Fisk’s work ethic and professionalism was such that he refused to settle for anything less than a 100 percent effort, even from the opposition.  In a highly-publicized incident that occurred in May 1990, Fisk screamed at New York Yankee rookie Deion Sanders for failing to hustle to first base on a popup.  When Sanders arrived at the plate for his next at-bat, Fisk warned him, “If you don’t play it (the game) right, I’m going to kick your ass right here.”  Following the contest, the veteran catcher scoffed, “Yankee pinstripes, Yankee pride…I’m playing for the other team, and it offended me.”  Sanders ended up apologizing the next day.
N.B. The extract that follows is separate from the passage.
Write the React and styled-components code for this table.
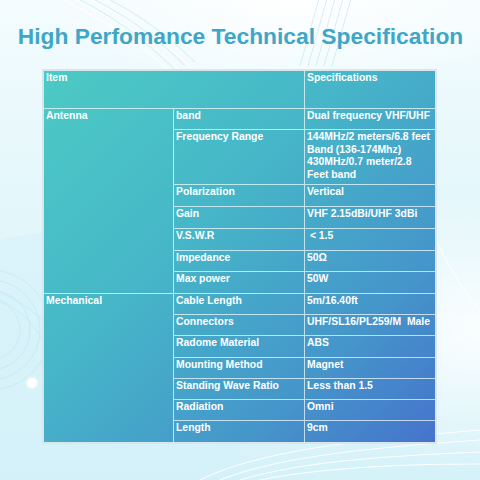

In a move that ended Fisk’s relationship with the White Sox organization for many years, he was unceremoniously released by the team midway through the 1993 campaign, just days after setting a new record for most games caught.  Chicago won the division later that year but refused to allow Fisk to enter the clubhouse to congratulate his teammates of just a few months prior.  Fisk ended his playing career with 376 home runs, 1,330 runs batted in, 1,276 runs scored, 2,356 hits, and a .269 batting average. 
Fisk gained induction into the Hall of Fame in 2000, in just his second year of eligibility.  Displaying the anger he still felt towards Chicago management, he chose the Boston Red Sox cap for his plaque, even though he spent more years with the White Sox.